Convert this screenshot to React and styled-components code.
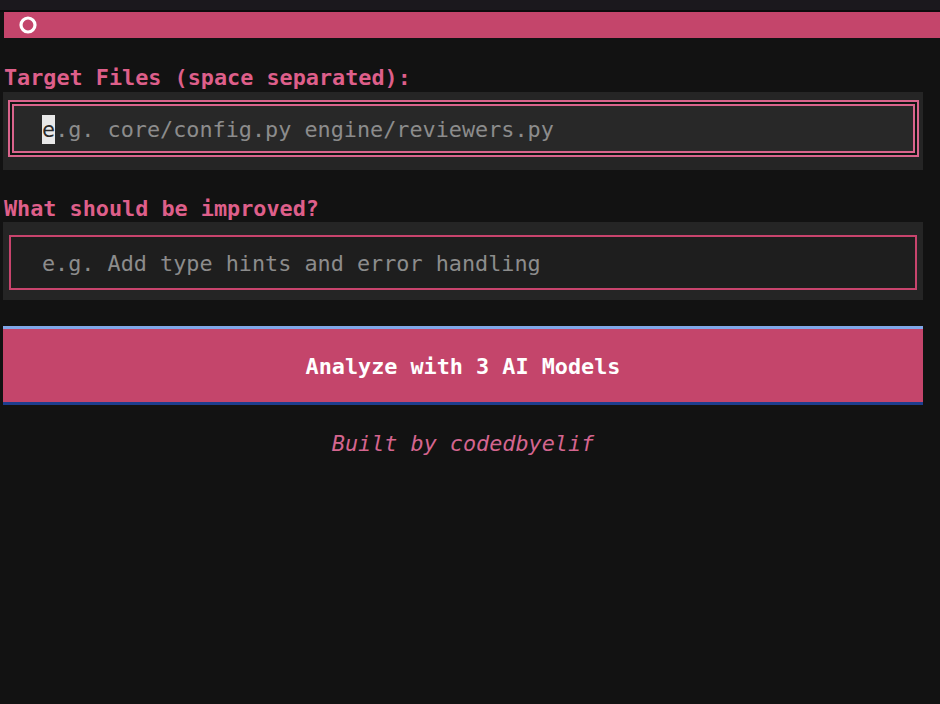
import React from "react";
import styled, { createGlobalStyle } from "styled-components";

const GlobalStyle = createGlobalStyle`
  html, body {
    margin: 0;
    padding: 0;
    background: #121212;
  }
  body {
    font-family: "DejaVu Sans Mono", "Liberation Mono", monospace;
  }
`;

const Screen = styled.div`
  width: 940px;
  height: 704px;
  background: #121212;
  overflow: hidden;
  font-size: 21.8px;
`;

const TopStrip = styled.div`
  height: 10px;
  background: #1b181d;
  border-bottom: 2px solid #0b0b0c;
`;

const Header = styled.div`
  height: 26px;
  margin-left: 4px;
  background: #c4456b;
  display: flex;
  align-items: center;
  padding-left: 14px;
`;

const Body = styled.div`
  display: flex;
  flex-direction: column;
  padding: 26px 17px 0 3px;
`;

const Label = styled.div`
  height: ${({ $h }) => $h || 26}px;
  line-height: ${({ $h }) => $h || 26}px;
  padding-left: 1px;
  color: #de5f8a;
  font-weight: bold;
  white-space: pre;
`;

const FieldBox = styled.div`
  height: 78px;
  box-sizing: border-box;
  background: #252525;
  padding: ${({ $focused }) => ($focused ? "8px 4px 13px 5px" : "13px 6px 10px 6px")};
  display: flex;
`;

const OuterFrame = styled.div`
  flex: 1;
  border: 2px solid #d9648c;
  padding: 2px;
  background: #0e1511;
  display: flex;
`;

const InnerField = styled.div`
  flex: 1;
  display: flex;
  align-items: center;
  background: ${({ $focused }) => ($focused ? "#282828" : "#1e1e1e")};
  border: ${({ $focused }) => ($focused ? "2px solid #d9648c" : "2.5px solid #c8446d")};
  padding-left: ${({ $focused }) => ($focused ? "28px" : "31px")};
  padding-top: 2px;
  white-space: pre;
  color: #8c8c8c;
`;

const Cursor = styled.span`
  background: #e8e8e8;
  color: #2a2a2a;
  padding: 2px 0;
`;

const Spacer = styled.div`
  height: 26px;
`;

const AnalyzeButton = styled.div`
  height: 79px;
  box-sizing: border-box;
  background: #c4456b;
  border-top: 3px solid #80a7e8;
  border-bottom: 3px solid #1d3d8d;
  display: flex;
  align-items: center;
  justify-content: center;
  padding-top: 2px;
  color: #ffffff;
  font-weight: bold;
  white-space: pre;
`;

const Footer = styled.div`
  height: 26px;
  line-height: 26px;
  text-align: center;
  color: #d4658f;
  font-style: italic;
  white-space: pre;
`;

const HeaderIcon = () => (
  <svg width="20" height="20" viewBox="0 0 20 20">
    <circle cx="10" cy="10" r="7" fill="none" stroke="#ffffff" strokeWidth="3.2" />
  </svg>
);

export default function App() {
  return (
    <>
      <GlobalStyle />
      <Screen>
        <TopStrip />
        <Header>
          <HeaderIcon />
        </Header>
        <Body>
          <Label $h={28}>Target Files (space separated):</Label>
          <FieldBox $focused>
            <OuterFrame>
              <InnerField $focused>
                <Cursor>e</Cursor>.g. core/config.py engine/reviewers.py
              </InnerField>
            </OuterFrame>
          </FieldBox>
          <Spacer />
          <Label>What should be improved?</Label>
          <FieldBox>
            <InnerField>e.g. Add type hints and error handling</InnerField>
          </FieldBox>
          <Spacer />
          <AnalyzeButton>Analyze with 3 AI Models</AnalyzeButton>
          <Spacer />
          <Footer>Built by codedbyelif</Footer>
        </Body>
      </Screen>
    </>
  );
}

GOAL: Your task is to repeat the material above exactly, without its pictures.

SOLUTION TO THIS PROBLEM:
Convert this screenshot to React and styled-components code.
import React from "react";
import styled, { createGlobalStyle } from "styled-components";

const GlobalStyle = createGlobalStyle`
  html, body {
    margin: 0;
    padding: 0;
    background: #121212;
  }
  body {
    font-family: "DejaVu Sans Mono", "Liberation Mono", monospace;
  }
`;

const Screen = styled.div`
  width: 940px;
  height: 704px;
  background: #121212;
  overflow: hidden;
  font-size: 21.8px;
`;

const TopStrip = styled.div`
  height: 10px;
  background: #1b181d;
  border-bottom: 2px solid #0b0b0c;
`;

const Header = styled.div`
  height: 26px;
  margin-left: 4px;
  background: #c4456b;
  display: flex;
  align-items: center;
  padding-left: 14px;
`;

const Body = styled.div`
  display: flex;
  flex-direction: column;
  padding: 26px 17px 0 3px;
`;

const Label = styled.div`
  height: ${({ $h }) => $h || 26}px;
  line-height: ${({ $h }) => $h || 26}px;
  padding-left: 1px;
  color: #de5f8a;
  font-weight: bold;
  white-space: pre;
`;

const FieldBox = styled.div`
  height: 78px;
  box-sizing: border-box;
  background: #252525;
  padding: ${({ $focused }) => ($focused ? "8px 4px 13px 5px" : "13px 6px 10px 6px")};
  display: flex;
`;

const OuterFrame = styled.div`
  flex: 1;
  border: 2px solid #d9648c;
  padding: 2px;
  background: #0e1511;
  display: flex;
`;

const InnerField = styled.div`
  flex: 1;
  display: flex;
  align-items: center;
  background: ${({ $focused }) => ($focused ? "#282828" : "#1e1e1e")};
  border: ${({ $focused }) => ($focused ? "2px solid #d9648c" : "2.5px solid #c8446d")};
  padding-left: ${({ $focused }) => ($focused ? "28px" : "31px")};
  padding-top: 2px;
  white-space: pre;
  color: #8c8c8c;
`;

const Cursor = styled.span`
  background: #e8e8e8;
  color: #2a2a2a;
  padding: 2px 0;
`;

const Spacer = styled.div`
  height: 26px;
`;

const AnalyzeButton = styled.div`
  height: 79px;
  box-sizing: border-box;
  background: #c4456b;
  border-top: 3px solid #80a7e8;
  border-bottom: 3px solid #1d3d8d;
  display: flex;
  align-items: center;
  justify-content: center;
  padding-top: 2px;
  color: #ffffff;
  font-weight: bold;
  white-space: pre;
`;

const Footer = styled.div`
  height: 26px;
  line-height: 26px;
  text-align: center;
  color: #d4658f;
  font-style: italic;
  white-space: pre;
`;

const HeaderIcon = () => (
  <svg width="20" height="20" viewBox="0 0 20 20">
    <circle cx="10" cy="10" r="7" fill="none" stroke="#ffffff" strokeWidth="3.2" />
  </svg>
);

export default function App() {
  return (
    <>
      <GlobalStyle />
      <Screen>
        <TopStrip />
        <Header>
          <HeaderIcon />
        </Header>
        <Body>
          <Label $h={28}>Target Files (space separated):</Label>
          <FieldBox $focused>
            <OuterFrame>
              <InnerField $focused>
                <Cursor>e</Cursor>.g. core/config.py engine/reviewers.py
              </InnerField>
            </OuterFrame>
          </FieldBox>
          <Spacer />
          <Label>What should be improved?</Label>
          <FieldBox>
            <InnerField>e.g. Add type hints and error handling</InnerField>
          </FieldBox>
          <Spacer />
          <AnalyzeButton>Analyze with 3 AI Models</AnalyzeButton>
          <Spacer />
          <Footer>Built by codedbyelif</Footer>
        </Body>
      </Screen>
    </>
  );
}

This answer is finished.